**Exercise task:** Copy out all lines of the records in which the word "index" appears.

□ □ □

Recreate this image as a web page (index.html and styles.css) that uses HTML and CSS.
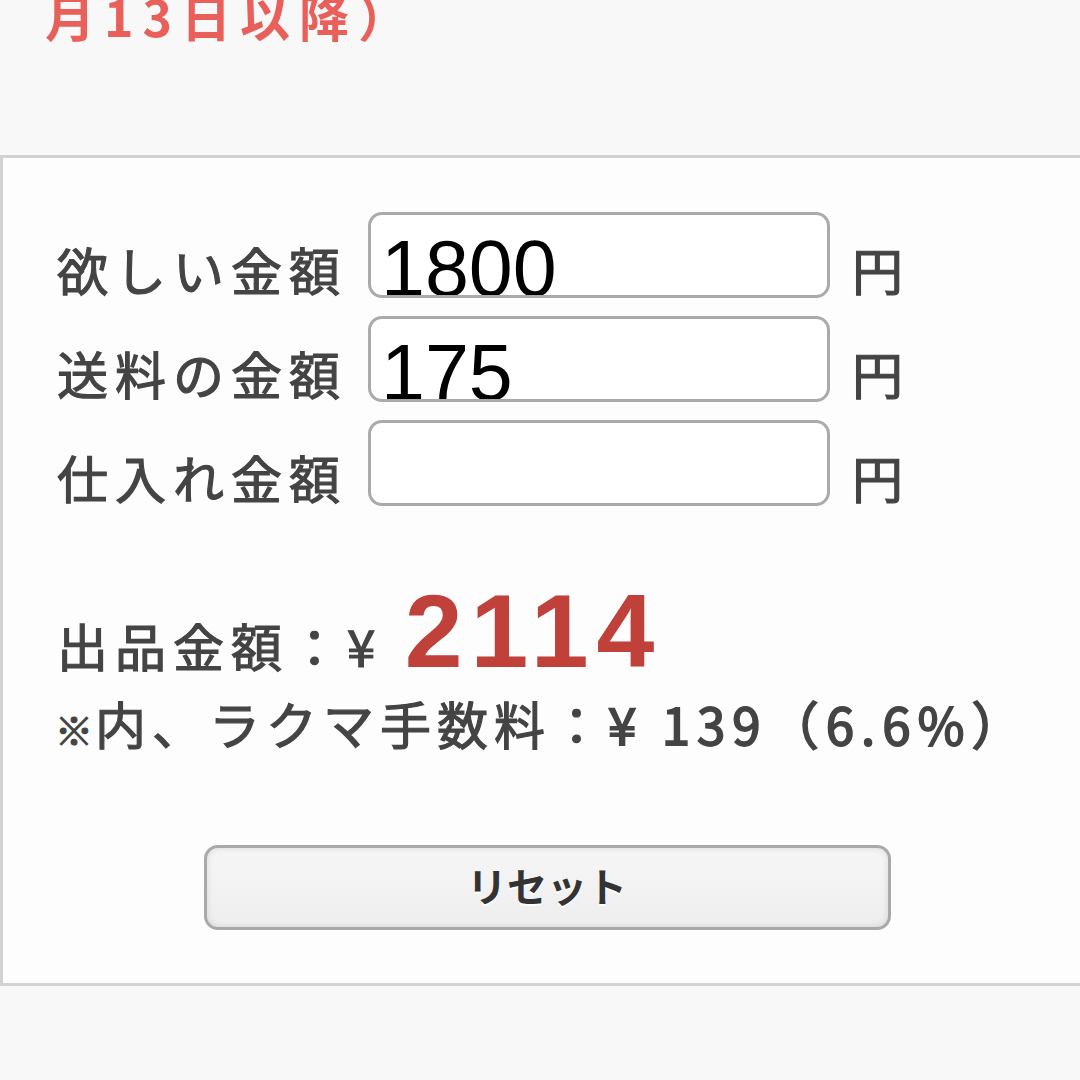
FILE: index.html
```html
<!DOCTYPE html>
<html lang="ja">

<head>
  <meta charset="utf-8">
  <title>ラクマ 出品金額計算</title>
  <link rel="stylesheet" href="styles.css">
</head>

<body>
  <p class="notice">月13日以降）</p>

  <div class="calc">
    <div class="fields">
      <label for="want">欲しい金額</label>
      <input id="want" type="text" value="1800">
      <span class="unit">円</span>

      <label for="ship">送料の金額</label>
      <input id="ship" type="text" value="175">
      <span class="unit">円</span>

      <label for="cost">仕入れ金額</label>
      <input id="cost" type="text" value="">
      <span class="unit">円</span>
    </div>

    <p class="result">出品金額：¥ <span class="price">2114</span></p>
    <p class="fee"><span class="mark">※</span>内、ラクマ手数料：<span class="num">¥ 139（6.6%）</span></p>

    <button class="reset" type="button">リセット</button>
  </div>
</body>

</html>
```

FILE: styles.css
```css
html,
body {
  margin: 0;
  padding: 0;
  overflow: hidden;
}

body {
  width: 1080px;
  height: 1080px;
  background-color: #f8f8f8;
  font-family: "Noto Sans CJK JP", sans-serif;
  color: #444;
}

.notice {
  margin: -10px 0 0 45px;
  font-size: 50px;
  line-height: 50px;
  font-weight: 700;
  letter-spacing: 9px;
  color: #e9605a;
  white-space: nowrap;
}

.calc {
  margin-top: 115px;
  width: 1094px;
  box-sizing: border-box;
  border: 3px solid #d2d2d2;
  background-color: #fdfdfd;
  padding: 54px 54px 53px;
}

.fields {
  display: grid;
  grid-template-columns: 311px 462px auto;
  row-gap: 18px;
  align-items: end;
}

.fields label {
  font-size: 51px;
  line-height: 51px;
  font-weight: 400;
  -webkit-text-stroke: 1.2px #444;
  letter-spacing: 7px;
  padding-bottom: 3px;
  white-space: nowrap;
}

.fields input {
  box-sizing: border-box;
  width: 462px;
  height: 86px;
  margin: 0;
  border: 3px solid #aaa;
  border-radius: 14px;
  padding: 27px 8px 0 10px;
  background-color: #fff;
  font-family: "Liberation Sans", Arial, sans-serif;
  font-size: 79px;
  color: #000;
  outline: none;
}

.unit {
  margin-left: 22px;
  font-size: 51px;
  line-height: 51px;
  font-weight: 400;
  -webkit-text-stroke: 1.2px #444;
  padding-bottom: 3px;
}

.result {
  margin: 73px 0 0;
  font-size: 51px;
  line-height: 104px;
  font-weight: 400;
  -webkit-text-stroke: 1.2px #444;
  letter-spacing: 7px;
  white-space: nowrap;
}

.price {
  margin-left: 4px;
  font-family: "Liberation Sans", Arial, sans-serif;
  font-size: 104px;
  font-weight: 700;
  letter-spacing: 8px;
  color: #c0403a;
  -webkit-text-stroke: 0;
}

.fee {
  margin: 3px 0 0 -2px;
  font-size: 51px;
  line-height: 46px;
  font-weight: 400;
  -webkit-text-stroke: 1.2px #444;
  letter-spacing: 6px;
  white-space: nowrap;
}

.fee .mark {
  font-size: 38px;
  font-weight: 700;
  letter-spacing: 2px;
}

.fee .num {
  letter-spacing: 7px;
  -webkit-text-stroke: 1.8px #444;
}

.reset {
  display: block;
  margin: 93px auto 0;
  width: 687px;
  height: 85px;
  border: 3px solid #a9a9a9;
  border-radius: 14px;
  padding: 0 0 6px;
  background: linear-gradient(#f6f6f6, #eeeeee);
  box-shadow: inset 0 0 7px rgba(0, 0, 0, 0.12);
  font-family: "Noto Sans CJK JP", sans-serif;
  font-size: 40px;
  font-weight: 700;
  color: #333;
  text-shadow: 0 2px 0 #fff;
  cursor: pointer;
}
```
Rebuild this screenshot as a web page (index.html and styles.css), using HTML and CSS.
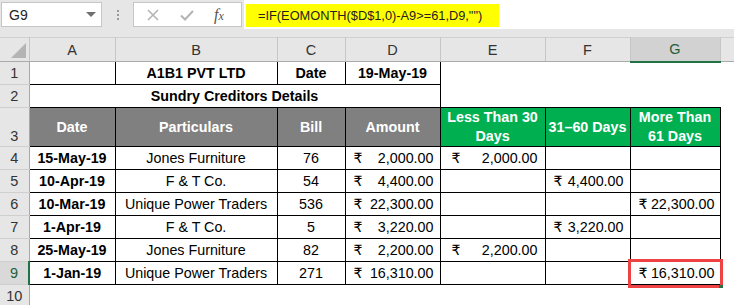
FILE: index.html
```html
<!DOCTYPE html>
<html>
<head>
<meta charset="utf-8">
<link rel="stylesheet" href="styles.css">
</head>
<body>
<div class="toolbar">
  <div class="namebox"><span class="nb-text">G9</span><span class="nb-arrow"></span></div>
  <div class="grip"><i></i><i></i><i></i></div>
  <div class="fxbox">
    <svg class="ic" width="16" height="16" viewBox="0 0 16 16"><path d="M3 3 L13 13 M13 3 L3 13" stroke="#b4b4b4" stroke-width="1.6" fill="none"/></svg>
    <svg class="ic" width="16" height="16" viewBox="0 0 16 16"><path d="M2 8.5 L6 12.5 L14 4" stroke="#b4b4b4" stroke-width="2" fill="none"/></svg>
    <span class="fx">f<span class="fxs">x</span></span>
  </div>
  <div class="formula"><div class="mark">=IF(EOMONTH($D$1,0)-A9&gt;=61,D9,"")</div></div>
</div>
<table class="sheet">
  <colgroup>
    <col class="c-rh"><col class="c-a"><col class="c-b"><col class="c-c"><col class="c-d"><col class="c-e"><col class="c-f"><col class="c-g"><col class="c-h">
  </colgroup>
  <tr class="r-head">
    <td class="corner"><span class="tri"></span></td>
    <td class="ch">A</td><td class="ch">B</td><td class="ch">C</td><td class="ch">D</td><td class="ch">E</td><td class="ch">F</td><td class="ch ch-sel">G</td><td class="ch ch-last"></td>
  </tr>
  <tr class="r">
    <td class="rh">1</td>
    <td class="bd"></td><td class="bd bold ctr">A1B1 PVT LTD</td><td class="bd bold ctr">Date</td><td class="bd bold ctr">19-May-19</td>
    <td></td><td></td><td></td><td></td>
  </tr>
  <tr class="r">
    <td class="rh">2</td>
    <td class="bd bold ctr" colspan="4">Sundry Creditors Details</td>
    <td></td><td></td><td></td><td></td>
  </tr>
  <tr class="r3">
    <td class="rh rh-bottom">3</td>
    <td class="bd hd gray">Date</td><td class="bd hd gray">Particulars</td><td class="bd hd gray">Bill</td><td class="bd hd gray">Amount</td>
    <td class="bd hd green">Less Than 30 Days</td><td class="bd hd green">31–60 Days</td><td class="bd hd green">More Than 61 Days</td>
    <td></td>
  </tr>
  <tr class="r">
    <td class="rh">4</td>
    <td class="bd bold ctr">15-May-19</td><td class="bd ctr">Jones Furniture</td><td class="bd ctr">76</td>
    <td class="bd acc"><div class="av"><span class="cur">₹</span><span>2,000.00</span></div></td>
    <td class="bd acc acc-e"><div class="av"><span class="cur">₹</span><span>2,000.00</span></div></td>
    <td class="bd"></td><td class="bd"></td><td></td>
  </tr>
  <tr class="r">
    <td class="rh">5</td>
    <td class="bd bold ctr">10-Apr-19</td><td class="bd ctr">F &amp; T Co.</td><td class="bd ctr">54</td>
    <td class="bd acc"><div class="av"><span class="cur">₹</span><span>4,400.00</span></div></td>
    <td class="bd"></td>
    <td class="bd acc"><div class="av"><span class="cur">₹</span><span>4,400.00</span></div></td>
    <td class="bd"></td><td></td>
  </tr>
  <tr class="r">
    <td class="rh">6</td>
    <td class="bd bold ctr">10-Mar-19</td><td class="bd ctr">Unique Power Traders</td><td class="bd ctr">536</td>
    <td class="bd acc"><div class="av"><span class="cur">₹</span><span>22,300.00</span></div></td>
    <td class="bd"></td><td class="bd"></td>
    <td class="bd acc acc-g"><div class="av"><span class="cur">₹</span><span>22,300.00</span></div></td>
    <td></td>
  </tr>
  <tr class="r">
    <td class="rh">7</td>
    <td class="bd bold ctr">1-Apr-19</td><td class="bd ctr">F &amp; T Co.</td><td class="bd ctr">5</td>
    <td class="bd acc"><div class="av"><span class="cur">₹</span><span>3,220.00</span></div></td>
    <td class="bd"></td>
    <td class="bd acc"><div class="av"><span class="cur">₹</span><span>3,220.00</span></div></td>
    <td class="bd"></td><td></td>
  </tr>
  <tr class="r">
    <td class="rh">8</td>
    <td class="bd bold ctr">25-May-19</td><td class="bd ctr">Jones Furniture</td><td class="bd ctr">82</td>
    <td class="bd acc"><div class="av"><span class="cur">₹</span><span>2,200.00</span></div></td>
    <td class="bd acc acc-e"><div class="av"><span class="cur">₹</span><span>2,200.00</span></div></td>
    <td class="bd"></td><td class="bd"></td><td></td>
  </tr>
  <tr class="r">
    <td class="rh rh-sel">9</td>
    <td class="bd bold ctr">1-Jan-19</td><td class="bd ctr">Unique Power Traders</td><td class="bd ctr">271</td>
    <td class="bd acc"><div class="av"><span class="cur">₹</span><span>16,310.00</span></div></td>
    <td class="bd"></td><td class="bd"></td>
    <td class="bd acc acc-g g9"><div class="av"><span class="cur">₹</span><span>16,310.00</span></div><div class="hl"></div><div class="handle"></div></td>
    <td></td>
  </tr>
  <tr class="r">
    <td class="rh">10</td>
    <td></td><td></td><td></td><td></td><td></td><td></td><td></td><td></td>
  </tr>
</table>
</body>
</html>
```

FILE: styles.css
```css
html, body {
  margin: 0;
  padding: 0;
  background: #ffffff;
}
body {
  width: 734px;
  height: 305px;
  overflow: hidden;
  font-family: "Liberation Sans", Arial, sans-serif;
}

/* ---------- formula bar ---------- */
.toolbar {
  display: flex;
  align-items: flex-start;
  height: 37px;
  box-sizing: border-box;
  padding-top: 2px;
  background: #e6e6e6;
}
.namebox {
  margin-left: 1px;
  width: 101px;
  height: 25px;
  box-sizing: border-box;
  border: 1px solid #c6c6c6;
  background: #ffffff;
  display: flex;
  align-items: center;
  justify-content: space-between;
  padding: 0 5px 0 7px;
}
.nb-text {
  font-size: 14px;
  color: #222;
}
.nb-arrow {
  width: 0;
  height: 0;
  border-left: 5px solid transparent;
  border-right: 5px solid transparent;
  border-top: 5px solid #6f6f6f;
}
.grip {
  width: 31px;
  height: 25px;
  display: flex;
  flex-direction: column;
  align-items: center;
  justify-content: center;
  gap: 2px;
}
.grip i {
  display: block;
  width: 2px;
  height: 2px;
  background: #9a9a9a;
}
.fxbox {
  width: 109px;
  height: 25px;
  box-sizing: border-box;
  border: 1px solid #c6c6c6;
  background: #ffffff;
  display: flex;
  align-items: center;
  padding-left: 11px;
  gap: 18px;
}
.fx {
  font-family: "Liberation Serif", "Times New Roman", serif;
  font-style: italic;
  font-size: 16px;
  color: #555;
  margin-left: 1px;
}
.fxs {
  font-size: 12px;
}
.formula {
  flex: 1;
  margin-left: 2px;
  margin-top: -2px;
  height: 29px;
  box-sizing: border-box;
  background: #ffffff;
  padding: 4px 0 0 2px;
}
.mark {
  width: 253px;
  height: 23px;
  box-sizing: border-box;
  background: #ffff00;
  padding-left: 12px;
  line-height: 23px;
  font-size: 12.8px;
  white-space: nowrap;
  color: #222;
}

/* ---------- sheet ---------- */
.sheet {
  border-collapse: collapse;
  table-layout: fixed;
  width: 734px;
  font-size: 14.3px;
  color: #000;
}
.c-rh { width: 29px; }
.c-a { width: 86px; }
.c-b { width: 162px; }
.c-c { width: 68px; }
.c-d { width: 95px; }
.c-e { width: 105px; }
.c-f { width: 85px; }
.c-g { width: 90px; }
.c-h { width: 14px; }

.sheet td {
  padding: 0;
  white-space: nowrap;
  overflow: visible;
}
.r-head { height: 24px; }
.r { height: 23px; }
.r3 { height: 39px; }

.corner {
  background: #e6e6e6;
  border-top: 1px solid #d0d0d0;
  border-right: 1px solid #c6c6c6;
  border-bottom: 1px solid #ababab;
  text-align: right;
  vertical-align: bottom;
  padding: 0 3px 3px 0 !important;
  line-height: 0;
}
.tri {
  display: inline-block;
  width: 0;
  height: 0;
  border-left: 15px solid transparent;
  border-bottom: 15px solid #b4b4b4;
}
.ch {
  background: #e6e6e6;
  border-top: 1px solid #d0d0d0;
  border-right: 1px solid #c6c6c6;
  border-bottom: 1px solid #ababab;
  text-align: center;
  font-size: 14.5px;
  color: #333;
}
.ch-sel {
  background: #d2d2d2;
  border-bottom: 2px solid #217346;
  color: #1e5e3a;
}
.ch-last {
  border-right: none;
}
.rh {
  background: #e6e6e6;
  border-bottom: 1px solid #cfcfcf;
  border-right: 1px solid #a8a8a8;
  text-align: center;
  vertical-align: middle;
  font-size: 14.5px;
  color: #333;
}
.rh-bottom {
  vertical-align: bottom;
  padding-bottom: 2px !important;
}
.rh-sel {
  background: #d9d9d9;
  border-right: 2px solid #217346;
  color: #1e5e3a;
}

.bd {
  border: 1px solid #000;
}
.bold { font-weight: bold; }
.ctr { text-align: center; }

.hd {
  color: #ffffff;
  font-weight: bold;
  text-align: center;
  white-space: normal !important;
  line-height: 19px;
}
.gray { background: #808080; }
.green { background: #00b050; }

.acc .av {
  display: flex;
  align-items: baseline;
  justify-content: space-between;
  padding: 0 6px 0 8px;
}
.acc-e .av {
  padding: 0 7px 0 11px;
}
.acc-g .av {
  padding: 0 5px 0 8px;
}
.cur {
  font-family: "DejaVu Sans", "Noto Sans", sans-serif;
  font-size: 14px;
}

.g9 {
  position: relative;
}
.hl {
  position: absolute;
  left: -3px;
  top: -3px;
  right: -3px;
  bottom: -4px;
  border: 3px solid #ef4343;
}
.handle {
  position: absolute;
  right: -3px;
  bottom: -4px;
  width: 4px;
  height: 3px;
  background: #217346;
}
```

□ □ □

**Output below:**
Recreate this image as a web page (index.html and styles.css) that uses HTML and CSS.
FILE: index.html
Rebuild this screenshot as a web page (index.html and styles.css), using HTML and CSS.
FILE: index.html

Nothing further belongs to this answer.